Native Machine Code: The Decompiler's Nightmare

Now, let's talk about machine code. When you compile code to native machine code (like x86 or ARM), most of that lovely metadata gets stripped away. The compiler optimizes the code for the specific target architecture, which means it focuses on efficiency and performance. In this process, things like variable names, data types, and even the original structure of the code are often lost or transformed beyond recognition. This optimization is crucial for performance, but it throws a massive wrench into the decompiler's gears.

Native machine code is also much closer to the hardware. It consists of low-level instructions that directly manipulate registers, memory addresses, and processor flags. This level of detail can be overwhelming for a decompiler. Imagine trying to piece together a puzzle with thousands of tiny, almost identical pieces – that's what decompiling machine code can feel like. Without the metadata to guide them, decompilers have to rely on heuristics and pattern matching, which are prone to errors and can produce output that's difficult to understand. This process is further complicated by the fact that the same high-level operation can be implemented in many different ways at the machine code level, depending on the compiler's optimization choices and the target architecture's instruction set. It's a wild west out there, folks.

Key Challenges in Machine Code Decompilation

So, what are the specific hurdles that machine code decompilers face? Let's break it down further:

• Loss of Type Information: In high-level languages, data types (like integers, strings, and objects) are explicitly declared. CLR and JVM bytecode retain much of this type information, allowing decompilers to reconstruct variables and data structures accurately. Machine code, however, operates on raw memory, and type information is often implicit or lost entirely during compilation. Decompilers have to infer types based on how data is used, which can be a tricky and error-prone process.
• Optimization: Compilers perform various optimizations to make the code run faster, such as inlining functions, unrolling loops, and eliminating dead code. These optimizations can significantly alter the structure of the code, making it harder to reverse engineer. For example, a function call might be replaced with the function's code directly inline, which can obscure the original program's structure. Machine code decompilers have to try to undo these optimizations, which is a complex task. The more aggressive the optimizations, the harder the decompilation becomes.
• Instruction Set Complexity: Architectures like x86 have a vast and complex instruction set, with many instructions that perform similar operations in slightly different ways. This complexity makes it harder for decompilers to identify high-level constructs in the code. Decompilers need to understand the nuances of each instruction and how they interact to accurately reconstruct the original program logic. Imagine trying to learn a language with hundreds of irregular verbs – that's the challenge machine code decompilers face.
• Lack of Standard Calling Conventions: While there are common calling conventions (ways functions pass arguments and return values), they are not always strictly followed, especially in optimized code or hand-written assembly. This inconsistency makes it harder for decompilers to identify function boundaries and understand how functions interact. CLR and JVM have standardized calling conventions, making it much easier for decompilers to understand function calls.
• Obfuscation: Native code is often the target of obfuscation techniques, which are designed to make the code harder to understand and reverse engineer. Obfuscation can involve renaming variables, inserting dummy code, and using anti-debugging techniques. While obfuscation can be applied to any type of code, it's more common in native applications where security is a concern. These obfuscation techniques can further complicate the decompilation process and make it harder to obtain meaningful source code.
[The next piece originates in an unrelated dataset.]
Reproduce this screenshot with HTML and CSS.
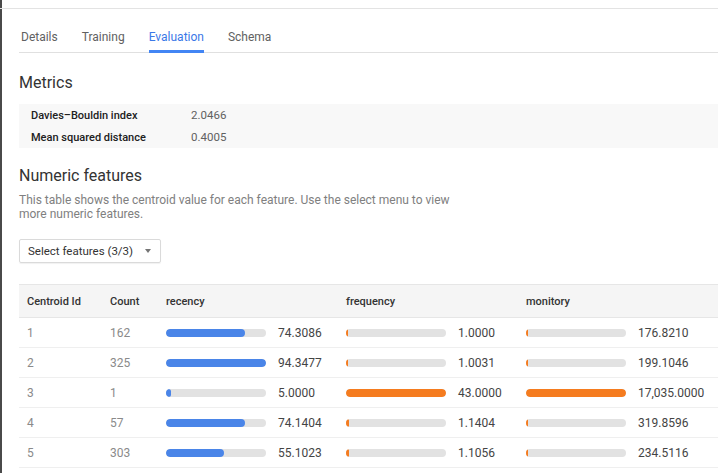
FILE: index.html
```html
<!DOCTYPE html>
<html>
<head>
<meta charset="utf-8">
<link rel="stylesheet" href="styles.css">
</head>
<body>
<div class="page">
  <nav class="tabs">
    <div class="tab">Details</div>
    <div class="tab">Training</div>
    <div class="tab active">Evaluation</div>
    <div class="tab">Schema</div>
  </nav>
  <section class="content">
    <h2 class="heading metrics-heading">Metrics</h2>
    <div class="metrics">
      <div class="metric-row"><span class="metric-label">Davies–Bouldin index</span><span class="metric-value">2.0466</span></div>
      <div class="metric-row"><span class="metric-label">Mean squared distance</span><span class="metric-value">0.4005</span></div>
    </div>
    <h2 class="heading numeric-heading">Numeric features</h2>
    <p class="desc">This table shows the centroid value for each feature. Use the select menu to view more numeric features.</p>
    <div class="select">Select features (3/3)<span class="caret"></span></div>
    <div class="table">
      <div class="row head">
        <div class="cell">Centroid Id</div>
        <div class="cell">Count</div>
        <div class="cell">recency</div>
        <div class="cell">frequency</div>
        <div class="cell">monitory</div>
      </div>
      <div class="row">
        <div class="cell muted">1</div><div class="cell muted">162</div>
        <div class="cell feat"><div class="track"><div class="fill blue" style="width:79%"></div></div><span class="val">74.3086</span></div>
        <div class="cell feat"><div class="track"><div class="fill orange" style="width:2.3%"></div></div><span class="val">1.0000</span></div>
        <div class="cell feat"><div class="track"><div class="fill orange" style="width:1.1%"></div></div><span class="val">176.8210</span></div>
      </div>
      <div class="row">
        <div class="cell muted">2</div><div class="cell muted">325</div>
        <div class="cell feat"><div class="track"><div class="fill blue" style="width:100%"></div></div><span class="val">94.3477</span></div>
        <div class="cell feat"><div class="track"><div class="fill orange" style="width:2.3%"></div></div><span class="val">1.0031</span></div>
        <div class="cell feat"><div class="track"><div class="fill orange" style="width:1.2%"></div></div><span class="val">199.1046</span></div>
      </div>
      <div class="row">
        <div class="cell muted">3</div><div class="cell muted">1</div>
        <div class="cell feat"><div class="track"><div class="fill blue" style="width:5.3%"></div></div><span class="val">5.0000</span></div>
        <div class="cell feat"><div class="track"><div class="fill orange" style="width:100%"></div></div><span class="val">43.0000</span></div>
        <div class="cell feat"><div class="track"><div class="fill orange" style="width:100%"></div></div><span class="val">17,035.0000</span></div>
      </div>
      <div class="row">
        <div class="cell muted">4</div><div class="cell muted">57</div>
        <div class="cell feat"><div class="track"><div class="fill blue" style="width:78.6%"></div></div><span class="val">74.1404</span></div>
        <div class="cell feat"><div class="track"><div class="fill orange" style="width:2.7%"></div></div><span class="val">1.1404</span></div>
        <div class="cell feat"><div class="track"><div class="fill orange" style="width:1.9%"></div></div><span class="val">319.8596</span></div>
      </div>
      <div class="row">
        <div class="cell muted">5</div><div class="cell muted">303</div>
        <div class="cell feat"><div class="track"><div class="fill blue" style="width:58.4%"></div></div><span class="val">55.1023</span></div>
        <div class="cell feat"><div class="track"><div class="fill orange" style="width:2.6%"></div></div><span class="val">1.1056</span></div>
        <div class="cell feat"><div class="track"><div class="fill orange" style="width:1.4%"></div></div><span class="val">234.5116</span></div>
      </div>
    </div>
  </section>
</div>
</body>
</html>
```

FILE: styles.css
```css
html, body {
  margin: 0;
  padding: 0;
  background: #fff;
}
body {
  font-family: Roboto, "Liberation Sans", Arial, sans-serif;
  color: #212121;
  height: 473px;
  overflow: hidden;
}
.page {
  border-left: 2px solid #4a4a4a;
  min-height: 473px;
  box-sizing: border-box;
  padding-top: 8px;
}
.tabs {
  border-top: 1px solid #e3e3e3;
  margin-left: -2px;
  padding-left: 21px;
  display: flex;
  gap: 24px;
  position: relative;
}
.tabs::after {
  content: "";
  position: absolute;
  left: 19px;
  right: 0;
  bottom: 0;
  border-bottom: 1px solid #e0e0e0;
}
.tab {
  font-size: 12px;
  line-height: 16px;
  color: #616161;
  height: 44px;
  box-sizing: border-box;
  padding-top: 20px;
  border-bottom: 3px solid transparent;
  position: relative;
  z-index: 1;
}
.tab.active {
  color: #3b78e7;
  border-bottom-color: #4285f4;
}
.content {
  padding-left: 17px;
}
.heading {
  font-size: 16px;
  font-weight: 400;
  line-height: 20px;
  color: #333;
  margin: 0;
}
.metrics-heading {
  margin-top: 20px;
}
.metrics {
  margin-top: 11px;
  background: #f8f8f8;
}
.metric-row {
  display: flex;
  height: 22px;
  align-items: center;
  font-size: 11px;
}
.metric-label {
  width: 160px;
  padding-left: 12px;
  color: #212121;
  font-weight: 500;
}
.metric-value {
  color: #616161;
  font-size: 11.5px;
}
.numeric-heading {
  margin-top: 18px;
}
.desc {
  margin: 7px 0 0;
  font-size: 12px;
  line-height: 14px;
  color: #808080;
  max-width: 440px;
}
.select {
  margin-top: 18px;
  width: 142px;
  height: 24px;
  box-sizing: border-box;
  border: 1px solid #dadada;
  border-radius: 2px;
  box-shadow: 0 1px 1px rgba(0, 0, 0, 0.06);
  display: flex;
  align-items: center;
  padding-left: 8px;
  font-size: 11.5px;
  color: #333;
}
.caret {
  margin-left: 12px;
  width: 0;
  height: 0;
  border-left: 3px solid transparent;
  border-right: 3px solid transparent;
  border-top: 4px solid #757575;
}
.table {
  margin-top: 21px;
  border-top: 1px solid #e6e6e6;
}
.row {
  display: grid;
  grid-template-columns: 91px 56px 180px 180px 1fr;
  height: 30px;
  align-items: center;
  border-bottom: 1px solid #efefef;
  box-sizing: border-box;
}
.row.head {
  height: 33px;
  background: #f5f5f5;
  border-bottom: 1px solid #e6e6e6;
}
.cell {
  font-size: 11px;
  color: #333;
  font-weight: 500;
}
.row .cell:first-child {
  padding-left: 8px;
}
.muted {
  color: #8a8a8a;
  font-weight: 400;
  font-size: 12px;
}
.feat {
  display: flex;
  align-items: center;
  gap: 12px;
  font-weight: 400;
}
.track {
  width: 100px;
  height: 8px;
  border-radius: 4px;
  background: #e2e2e2;
  overflow: hidden;
}
.fill {
  height: 100%;
  min-width: 2px;
  border-radius: 4px;
}
.blue {
  background: #4a85e8;
}
.orange {
  background: #f57c1f;
}
.val {
  font-size: 12px;
  color: #444;
}
```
What Does This Mean in Practice?

In practical terms, this means that decompiling Java or .NET code often yields surprisingly readable code, sometimes almost identical to the original source. You can often see the class structure, method names, and even comments (if they were included in the bytecode). This makes it much easier to understand the code's functionality and, if necessary, modify or extend it. It’s like having a detailed blueprint of the building you are trying to understand.

Decompiling native machine code, on the other hand, usually produces a mess of assembly language. While assembly can be deciphered by experts, it's far from human-readable. You'll see a sequence of low-level instructions, memory addresses, and register operations. Reconstructing the original high-level logic from this output can be a Herculean task. This output can be compared to seeing the individual bricks and nails of a building, without a blueprint or instruction manual.
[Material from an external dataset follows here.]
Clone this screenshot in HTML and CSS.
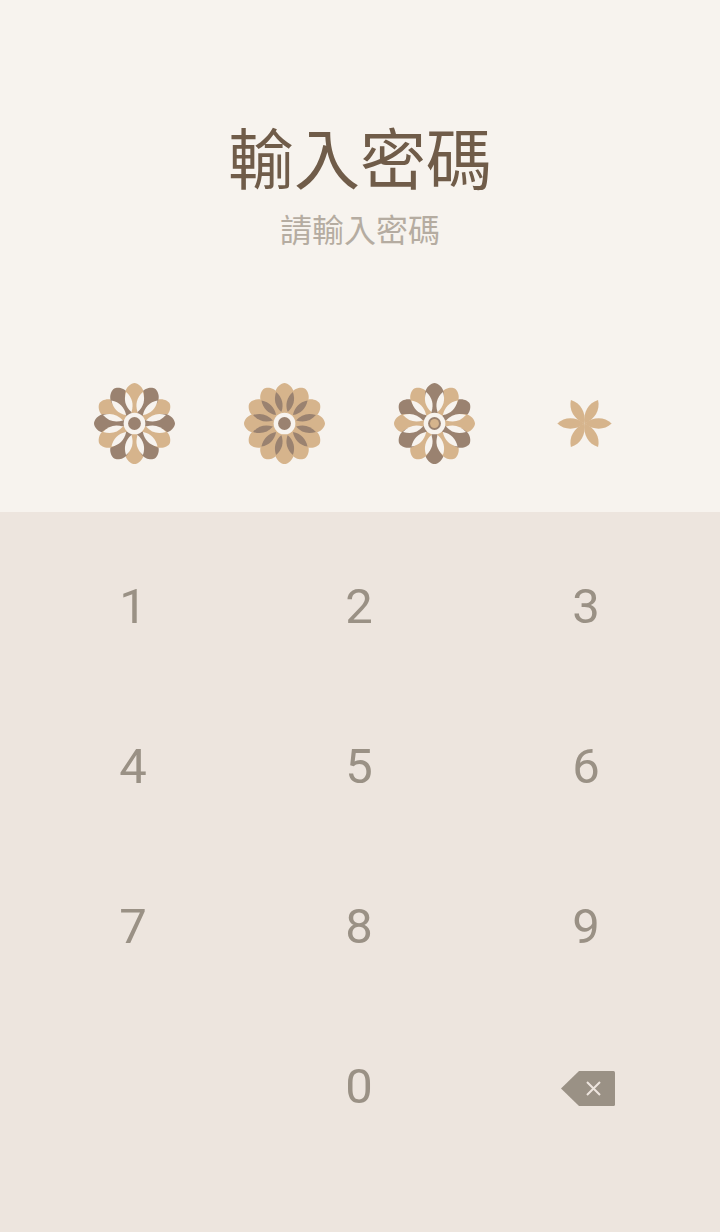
FILE: index.html
```html
<!DOCTYPE html>
<html>
    <head>
        <meta charset="utf-8">
        <title>輸入密碼</title>
        <link rel="stylesheet" href="styles.css">
    </head>
    <body>
        <svg class="defs" width="0" height="0">
            <defs>
                <path id="petal" d="M0,-41 C3,-41 9.5,-37 9.5,-29.5 C9.5,-22 3.2,-18 3,-10 L-3,-10 C-3.2,-18 -9.5,-22 -9.5,-29.5 C-9.5,-37 -3,-41 0,-41Z"/>
                <path id="lens" d="M0,-33 C4.6,-26 4.6,-19 0,-12 C-4.6,-19 -4.6,-26 0,-33Z"/>
                <path id="leaf" d="M0,-27.5 C7,-20 7,-9 0,0 C-7,-9 -7,-20 0,-27.5Z"/>
                <g id="threePetals">
                    <use href="#petal"/>
                    <use href="#petal" transform="rotate(120)"/>
                    <use href="#petal" transform="rotate(240)"/>
                </g>
                <g id="sixLenses">
                    <use href="#lens" transform="rotate(15)"/>
                    <use href="#lens" transform="rotate(75)"/>
                    <use href="#lens" transform="rotate(135)"/>
                    <use href="#lens" transform="rotate(195)"/>
                    <use href="#lens" transform="rotate(255)"/>
                    <use href="#lens" transform="rotate(315)"/>
                </g>
                <g id="twelveLenses">
                    <use href="#sixLenses"/>
                    <use href="#sixLenses" transform="rotate(30)"/>
                </g>
            </defs>
        </svg>

        <div class="top">
            <h1 class="title">輸入密碼</h1>
            <p class="subtitle">請輸入密碼</p>

            <div class="dots">
                <div class="dot">
                    <svg class="flower" viewBox="-41 -41 82 82">
                        <use href="#threePetals" class="tan" transform="rotate(60)"/>
                        <use href="#threePetals" class="brown" transform="rotate(30)"/>
                        <use href="#threePetals" class="brown" transform="rotate(90)"/>
                        <use href="#threePetals" class="tan"/>
                        <use href="#twelveLenses" class="paper"/>
                        <circle r="11" class="paper"/>
                        <circle r="6.5" class="brown"/>
                    </svg>
                </div>
                <div class="dot">
                    <svg class="flower" viewBox="-41 -41 82 82">
                        <use href="#threePetals" class="tan"/>
                        <use href="#threePetals" class="tan" transform="rotate(30)"/>
                        <use href="#threePetals" class="tan" transform="rotate(60)"/>
                        <use href="#threePetals" class="tan" transform="rotate(90)"/>
                        <use href="#twelveLenses" class="brown"/>
                        <circle r="11" class="paper"/>
                        <circle r="6.5" class="brown"/>
                    </svg>
                </div>
                <div class="dot">
                    <svg class="flower" viewBox="-41 -41 82 82">
                        <use href="#threePetals" class="brown" transform="rotate(60)"/>
                        <use href="#threePetals" class="tan" transform="rotate(30)"/>
                        <use href="#threePetals" class="tan" transform="rotate(90)"/>
                        <use href="#threePetals" class="brown"/>
                        <use href="#twelveLenses" class="paper"/>
                        <circle r="11" class="paper"/>
                        <circle r="6.5" class="brown"/>
                        <circle r="4.5" class="tan"/>
                    </svg>
                </div>
                <div class="dot">
                    <svg class="flower" viewBox="-41 -41 82 82">
                        <use href="#leaf" class="tan" transform="rotate(30)"/>
                        <use href="#leaf" class="tan" transform="rotate(90)"/>
                        <use href="#leaf" class="tan" transform="rotate(150)"/>
                        <use href="#leaf" class="tan" transform="rotate(210)"/>
                        <use href="#leaf" class="tan" transform="rotate(270)"/>
                        <use href="#leaf" class="tan" transform="rotate(330)"/>
                    </svg>
                </div>
            </div>
        </div>

        <div class="keypad">
            <div class="key">1</div>
            <div class="key">2</div>
            <div class="key">3</div>
            <div class="key">4</div>
            <div class="key">5</div>
            <div class="key">6</div>
            <div class="key">7</div>
            <div class="key">8</div>
            <div class="key">9</div>
            <div class="key"></div>
            <div class="key">0</div>
            <div class="key">
                <svg class="backspace" viewBox="0 0 54 35">
                    <path class="backspaceShape" d="M18,0 L52.5,0 Q54,0 54,1.5 L54,33.5 Q54,35 52.5,35 L18,35 L0,17.5Z"/>
                    <path class="backspaceCross" d="M26,11 L39,24 M39,11 L26,24"/>
                </svg>
            </div>
        </div>
    </body>
</html>
```

FILE: styles.css
```css
html, body {
    margin: 0;
    padding: 0;
}

body {
    width: 720px;
    height: 1232px;
    overflow: hidden;
    background: #ede5de;
    font-family: Roboto, "Noto Sans CJK TC", sans-serif;
}

.defs {
    display: block;
    height: 0;
}

.top {
    height: 512px;
    box-sizing: border-box;
    padding-top: 116px;
    background: #f7f3ee;
    text-align: center;
}

.title {
    margin: 0;
    font-family: "Noto Sans CJK TC", sans-serif;
    font-size: 66px;
    font-weight: 400;
    line-height: 78px;
    color: #705c49;
}

.subtitle {
    margin: 0;
    margin-top: 11px;
    font-family: "Noto Sans CJK TC", sans-serif;
    font-size: 32px;
    line-height: 46px;
    color: #b5aca1;
}

.dots {
    display: flex;
    margin-top: 132px;
    padding-left: 60px;
}

.dot {
    display: flex;
    justify-content: center;
    width: 149px;
    margin-right: 1px;
}

.flower {
    display: block;
    width: 81px;
    height: 81px;
}

.tan {
    fill: #d6b48c;
}

.brown {
    fill: #9a8270;
}

.paper {
    fill: #f7f3ee;
}

.keypad {
    display: grid;
    grid-template-columns: 226px 226px 228px;
    grid-auto-rows: 160px;
    padding: 14px 0 0 20px;
}

.key {
    display: flex;
    justify-content: center;
    align-items: center;
    font-size: 49px;
    color: #9a9185;
}

.backspace {
    display: block;
    width: 54px;
    height: 35px;
    margin-left: 3px;
    margin-top: 4px;
}

.backspaceShape {
    fill: #9a9185;
}

.backspaceCross {
    fill: none;
    stroke: #ede5de;
    stroke-width: 2;
}
```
Are There Any Solutions or Workarounds?

While decompiling native machine code is inherently challenging, there are some approaches that can improve the results:

• Better Heuristics and Algorithms: Researchers are constantly developing more sophisticated decompilation algorithms and heuristics. These techniques try to identify patterns in the machine code and infer high-level constructs. Advances in areas like symbolic execution and abstract interpretation are helping to improve decompilation accuracy.
• Debugging Information: If the executable includes debugging information (like PDB files for Windows), the decompiler has access to metadata like variable names and line numbers. This information can significantly improve the quality of the decompiled output. However, debugging information is often stripped from release builds to reduce file size and protect intellectual property.
• Interactive Decompilers: Some decompilers allow you to interactively guide the decompilation process. You can manually specify data types, function boundaries, and other information, which can help the decompiler produce more accurate results. This interactive approach requires more effort but can be worth it for critical sections of code.
• Focus on Specific Architectures: Decompilers can be optimized for specific architectures (like x86 or ARM). By understanding the nuances of a particular architecture, a decompiler can produce better results. For example, a decompiler might be able to recognize common instruction sequences used for specific operations on a given processor.

In Conclusion

So, to sum it up, guys, the reason machine code decompilers are less capable than those for CLR and JVM boils down to metadata and abstraction. CLR and JVM bytecode retain a wealth of metadata that makes decompilation much easier, while native machine code strips away most of this information. The lower level of abstraction in machine code and the optimizations applied during compilation also make it harder to reverse engineer. While there are ongoing efforts to improve machine code decompilation, it remains a challenging problem.

Hopefully, this deep dive has shed some light on why decompiling native code is such a different beast compared to decompiling CLR or JVM bytecode. It's a complex field with fascinating challenges, and the ongoing research in this area is crucial for security, reverse engineering, and software analysis. Keep exploring and keep asking questions!